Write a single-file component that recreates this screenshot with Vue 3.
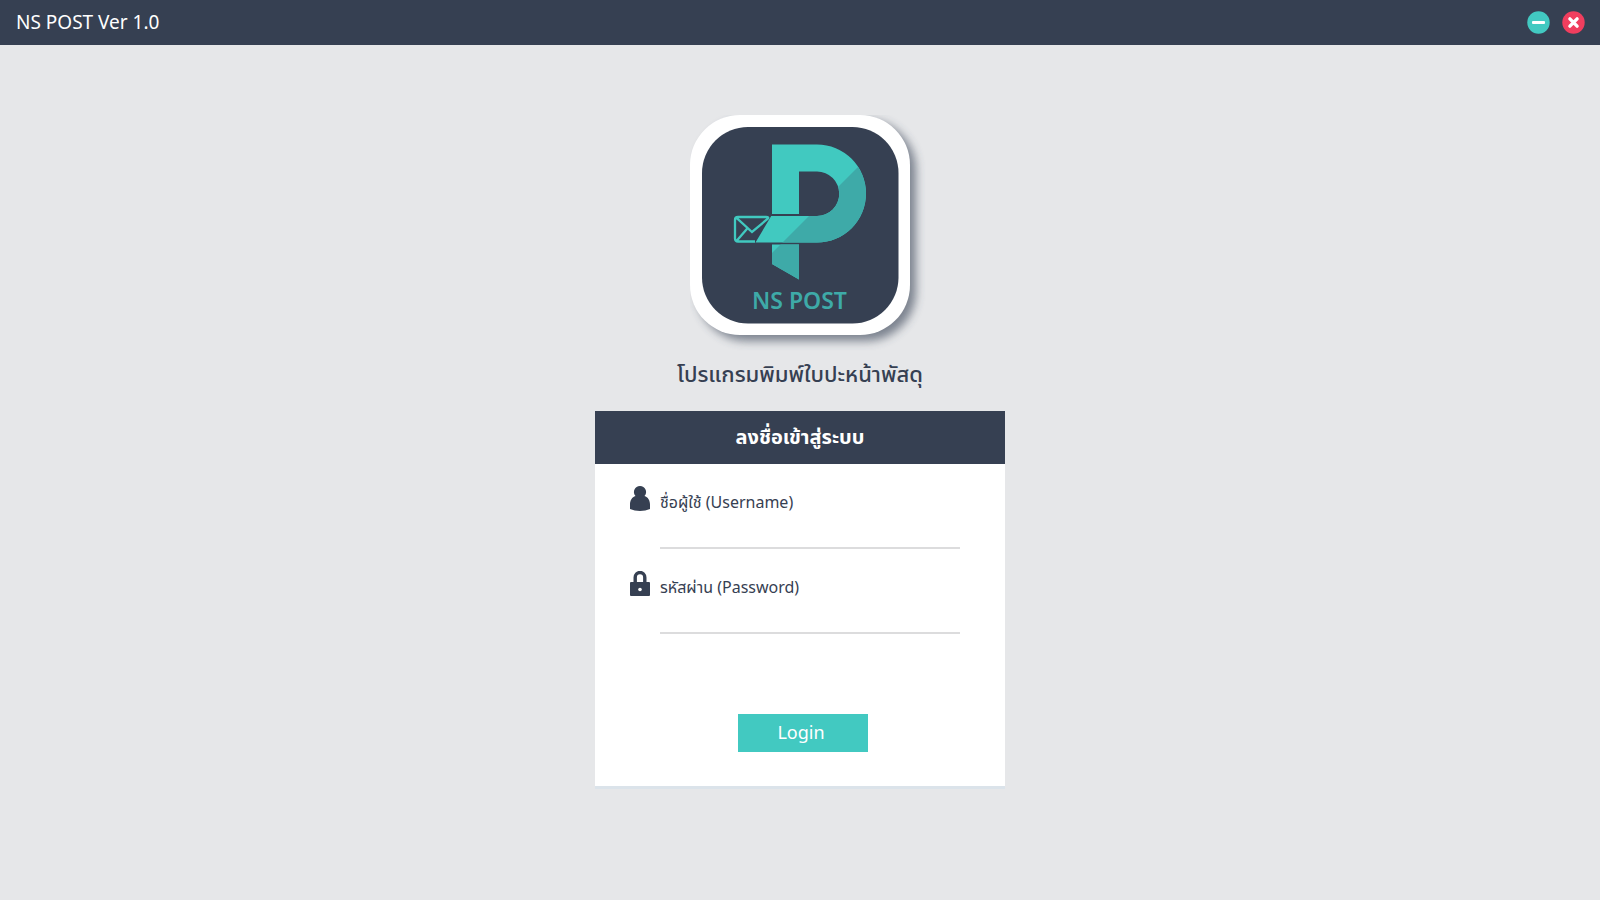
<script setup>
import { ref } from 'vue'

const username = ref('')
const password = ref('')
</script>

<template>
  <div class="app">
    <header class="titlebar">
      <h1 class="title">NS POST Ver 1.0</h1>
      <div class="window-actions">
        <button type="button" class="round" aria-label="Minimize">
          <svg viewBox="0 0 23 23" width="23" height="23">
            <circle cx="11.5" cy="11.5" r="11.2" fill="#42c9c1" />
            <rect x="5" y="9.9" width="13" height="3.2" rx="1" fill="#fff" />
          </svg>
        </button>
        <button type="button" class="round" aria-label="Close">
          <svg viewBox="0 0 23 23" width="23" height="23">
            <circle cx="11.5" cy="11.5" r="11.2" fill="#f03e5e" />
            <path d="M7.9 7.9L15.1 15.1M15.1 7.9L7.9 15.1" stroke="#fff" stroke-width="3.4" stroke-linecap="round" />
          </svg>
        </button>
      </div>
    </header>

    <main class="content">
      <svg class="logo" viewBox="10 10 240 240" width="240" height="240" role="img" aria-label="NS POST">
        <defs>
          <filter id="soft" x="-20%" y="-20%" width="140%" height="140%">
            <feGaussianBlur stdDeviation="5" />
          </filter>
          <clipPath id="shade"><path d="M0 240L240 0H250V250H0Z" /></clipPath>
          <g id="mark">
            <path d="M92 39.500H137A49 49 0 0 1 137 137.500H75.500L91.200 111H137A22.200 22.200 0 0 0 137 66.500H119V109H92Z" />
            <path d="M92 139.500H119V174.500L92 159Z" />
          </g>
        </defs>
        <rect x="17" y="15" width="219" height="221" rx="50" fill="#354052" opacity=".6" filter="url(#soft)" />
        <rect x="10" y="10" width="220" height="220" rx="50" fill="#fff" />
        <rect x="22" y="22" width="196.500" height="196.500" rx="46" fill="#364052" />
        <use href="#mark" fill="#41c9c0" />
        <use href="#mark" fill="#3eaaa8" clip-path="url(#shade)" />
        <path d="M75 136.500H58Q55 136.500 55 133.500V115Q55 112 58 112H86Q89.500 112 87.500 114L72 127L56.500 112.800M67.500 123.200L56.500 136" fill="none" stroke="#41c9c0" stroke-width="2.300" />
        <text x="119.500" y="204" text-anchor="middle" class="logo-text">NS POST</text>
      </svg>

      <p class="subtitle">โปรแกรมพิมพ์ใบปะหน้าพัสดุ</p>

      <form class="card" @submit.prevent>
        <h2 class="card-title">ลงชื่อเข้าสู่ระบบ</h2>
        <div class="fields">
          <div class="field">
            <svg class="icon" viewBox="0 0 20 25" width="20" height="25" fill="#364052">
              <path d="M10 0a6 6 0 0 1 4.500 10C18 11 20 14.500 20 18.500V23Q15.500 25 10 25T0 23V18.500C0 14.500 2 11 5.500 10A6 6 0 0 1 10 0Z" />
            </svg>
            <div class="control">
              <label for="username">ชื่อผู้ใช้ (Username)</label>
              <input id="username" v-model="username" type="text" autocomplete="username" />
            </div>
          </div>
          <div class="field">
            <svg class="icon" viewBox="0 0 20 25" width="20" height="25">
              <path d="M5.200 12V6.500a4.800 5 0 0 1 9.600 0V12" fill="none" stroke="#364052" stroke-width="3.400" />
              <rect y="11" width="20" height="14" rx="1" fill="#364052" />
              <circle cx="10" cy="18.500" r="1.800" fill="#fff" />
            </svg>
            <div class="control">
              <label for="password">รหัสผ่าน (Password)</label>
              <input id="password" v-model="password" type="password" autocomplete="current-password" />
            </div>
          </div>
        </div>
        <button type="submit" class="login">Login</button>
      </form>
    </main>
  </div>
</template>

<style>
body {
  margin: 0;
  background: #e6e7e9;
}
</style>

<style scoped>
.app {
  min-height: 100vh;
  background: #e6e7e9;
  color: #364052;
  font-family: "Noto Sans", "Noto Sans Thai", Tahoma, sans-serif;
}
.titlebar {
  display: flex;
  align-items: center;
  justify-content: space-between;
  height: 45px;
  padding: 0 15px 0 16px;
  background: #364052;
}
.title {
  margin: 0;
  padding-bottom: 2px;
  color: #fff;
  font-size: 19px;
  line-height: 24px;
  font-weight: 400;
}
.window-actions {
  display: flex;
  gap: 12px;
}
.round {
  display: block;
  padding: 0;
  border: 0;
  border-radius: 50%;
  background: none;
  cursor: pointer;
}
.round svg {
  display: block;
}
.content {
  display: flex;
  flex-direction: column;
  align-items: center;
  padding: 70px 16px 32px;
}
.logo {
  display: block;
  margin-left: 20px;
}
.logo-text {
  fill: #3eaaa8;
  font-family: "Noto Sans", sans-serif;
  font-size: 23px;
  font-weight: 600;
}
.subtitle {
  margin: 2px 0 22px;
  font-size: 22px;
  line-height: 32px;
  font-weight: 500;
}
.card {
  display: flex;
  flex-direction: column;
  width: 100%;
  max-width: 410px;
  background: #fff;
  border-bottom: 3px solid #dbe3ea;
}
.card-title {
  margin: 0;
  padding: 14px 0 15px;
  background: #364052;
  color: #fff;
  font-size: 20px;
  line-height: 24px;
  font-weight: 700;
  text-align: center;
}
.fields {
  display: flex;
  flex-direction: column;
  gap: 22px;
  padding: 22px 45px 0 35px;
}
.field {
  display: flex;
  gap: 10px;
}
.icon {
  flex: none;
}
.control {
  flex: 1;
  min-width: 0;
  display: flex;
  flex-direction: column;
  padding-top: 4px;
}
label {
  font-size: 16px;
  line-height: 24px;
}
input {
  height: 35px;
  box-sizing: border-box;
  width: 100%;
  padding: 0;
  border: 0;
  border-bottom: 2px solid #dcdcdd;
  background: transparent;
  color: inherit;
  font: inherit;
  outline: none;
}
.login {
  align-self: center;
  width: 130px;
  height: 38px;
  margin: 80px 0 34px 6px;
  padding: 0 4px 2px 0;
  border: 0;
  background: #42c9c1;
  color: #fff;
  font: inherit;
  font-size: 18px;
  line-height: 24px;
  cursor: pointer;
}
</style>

* [DO THIS]
Reproduce each line exactly as it appears, omitting the pictures.

* [EXERCISE SOLUTION]
Write a single-file component that recreates this screenshot with Vue 3.
<script setup>
import { ref } from 'vue'

const username = ref('')
const password = ref('')
</script>

<template>
  <div class="app">
    <header class="titlebar">
      <h1 class="title">NS POST Ver 1.0</h1>
      <div class="window-actions">
        <button type="button" class="round" aria-label="Minimize">
          <svg viewBox="0 0 23 23" width="23" height="23">
            <circle cx="11.5" cy="11.5" r="11.2" fill="#42c9c1" />
            <rect x="5" y="9.9" width="13" height="3.2" rx="1" fill="#fff" />
          </svg>
        </button>
        <button type="button" class="round" aria-label="Close">
          <svg viewBox="0 0 23 23" width="23" height="23">
            <circle cx="11.5" cy="11.5" r="11.2" fill="#f03e5e" />
            <path d="M7.9 7.9L15.1 15.1M15.1 7.9L7.9 15.1" stroke="#fff" stroke-width="3.4" stroke-linecap="round" />
          </svg>
        </button>
      </div>
    </header>

    <main class="content">
      <svg class="logo" viewBox="10 10 240 240" width="240" height="240" role="img" aria-label="NS POST">
        <defs>
          <filter id="soft" x="-20%" y="-20%" width="140%" height="140%">
            <feGaussianBlur stdDeviation="5" />
          </filter>
          <clipPath id="shade"><path d="M0 240L240 0H250V250H0Z" /></clipPath>
          <g id="mark">
            <path d="M92 39.500H137A49 49 0 0 1 137 137.500H75.500L91.200 111H137A22.200 22.200 0 0 0 137 66.500H119V109H92Z" />
            <path d="M92 139.500H119V174.500L92 159Z" />
          </g>
        </defs>
        <rect x="17" y="15" width="219" height="221" rx="50" fill="#354052" opacity=".6" filter="url(#soft)" />
        <rect x="10" y="10" width="220" height="220" rx="50" fill="#fff" />
        <rect x="22" y="22" width="196.500" height="196.500" rx="46" fill="#364052" />
        <use href="#mark" fill="#41c9c0" />
        <use href="#mark" fill="#3eaaa8" clip-path="url(#shade)" />
        <path d="M75 136.500H58Q55 136.500 55 133.500V115Q55 112 58 112H86Q89.500 112 87.500 114L72 127L56.500 112.800M67.500 123.200L56.500 136" fill="none" stroke="#41c9c0" stroke-width="2.300" />
        <text x="119.500" y="204" text-anchor="middle" class="logo-text">NS POST</text>
      </svg>

      <p class="subtitle">โปรแกรมพิมพ์ใบปะหน้าพัสดุ</p>

      <form class="card" @submit.prevent>
        <h2 class="card-title">ลงชื่อเข้าสู่ระบบ</h2>
        <div class="fields">
          <div class="field">
            <svg class="icon" viewBox="0 0 20 25" width="20" height="25" fill="#364052">
              <path d="M10 0a6 6 0 0 1 4.500 10C18 11 20 14.500 20 18.500V23Q15.500 25 10 25T0 23V18.500C0 14.500 2 11 5.500 10A6 6 0 0 1 10 0Z" />
            </svg>
            <div class="control">
              <label for="username">ชื่อผู้ใช้ (Username)</label>
              <input id="username" v-model="username" type="text" autocomplete="username" />
            </div>
          </div>
          <div class="field">
            <svg class="icon" viewBox="0 0 20 25" width="20" height="25">
              <path d="M5.200 12V6.500a4.800 5 0 0 1 9.600 0V12" fill="none" stroke="#364052" stroke-width="3.400" />
              <rect y="11" width="20" height="14" rx="1" fill="#364052" />
              <circle cx="10" cy="18.500" r="1.800" fill="#fff" />
            </svg>
            <div class="control">
              <label for="password">รหัสผ่าน (Password)</label>
              <input id="password" v-model="password" type="password" autocomplete="current-password" />
            </div>
          </div>
        </div>
        <button type="submit" class="login">Login</button>
      </form>
    </main>
  </div>
</template>

<style>
body {
  margin: 0;
  background: #e6e7e9;
}
</style>

<style scoped>
.app {
  min-height: 100vh;
  background: #e6e7e9;
  color: #364052;
  font-family: "Noto Sans", "Noto Sans Thai", Tahoma, sans-serif;
}
.titlebar {
  display: flex;
  align-items: center;
  justify-content: space-between;
  height: 45px;
  padding: 0 15px 0 16px;
  background: #364052;
}
.title {
  margin: 0;
  padding-bottom: 2px;
  color: #fff;
  font-size: 19px;
  line-height: 24px;
  font-weight: 400;
}
.window-actions {
  display: flex;
  gap: 12px;
}
.round {
  display: block;
  padding: 0;
  border: 0;
  border-radius: 50%;
  background: none;
  cursor: pointer;
}
.round svg {
  display: block;
}
.content {
  display: flex;
  flex-direction: column;
  align-items: center;
  padding: 70px 16px 32px;
}
.logo {
  display: block;
  margin-left: 20px;
}
.logo-text {
  fill: #3eaaa8;
  font-family: "Noto Sans", sans-serif;
  font-size: 23px;
  font-weight: 600;
}
.subtitle {
  margin: 2px 0 22px;
  font-size: 22px;
  line-height: 32px;
  font-weight: 500;
}
.card {
  display: flex;
  flex-direction: column;
  width: 100%;
  max-width: 410px;
  background: #fff;
  border-bottom: 3px solid #dbe3ea;
}
.card-title {
  margin: 0;
  padding: 14px 0 15px;
  background: #364052;
  color: #fff;
  font-size: 20px;
  line-height: 24px;
  font-weight: 700;
  text-align: center;
}
.fields {
  display: flex;
  flex-direction: column;
  gap: 22px;
  padding: 22px 45px 0 35px;
}
.field {
  display: flex;
  gap: 10px;
}
.icon {
  flex: none;
}
.control {
  flex: 1;
  min-width: 0;
  display: flex;
  flex-direction: column;
  padding-top: 4px;
}
label {
  font-size: 16px;
  line-height: 24px;
}
input {
  height: 35px;
  box-sizing: border-box;
  width: 100%;
  padding: 0;
  border: 0;
  border-bottom: 2px solid #dcdcdd;
  background: transparent;
  color: inherit;
  font: inherit;
  outline: none;
}
.login {
  align-self: center;
  width: 130px;
  height: 38px;
  margin: 80px 0 34px 6px;
  padding: 0 4px 2px 0;
  border: 0;
  background: #42c9c1;
  color: #fff;
  font: inherit;
  font-size: 18px;
  line-height: 24px;
  cursor: pointer;
}
</style>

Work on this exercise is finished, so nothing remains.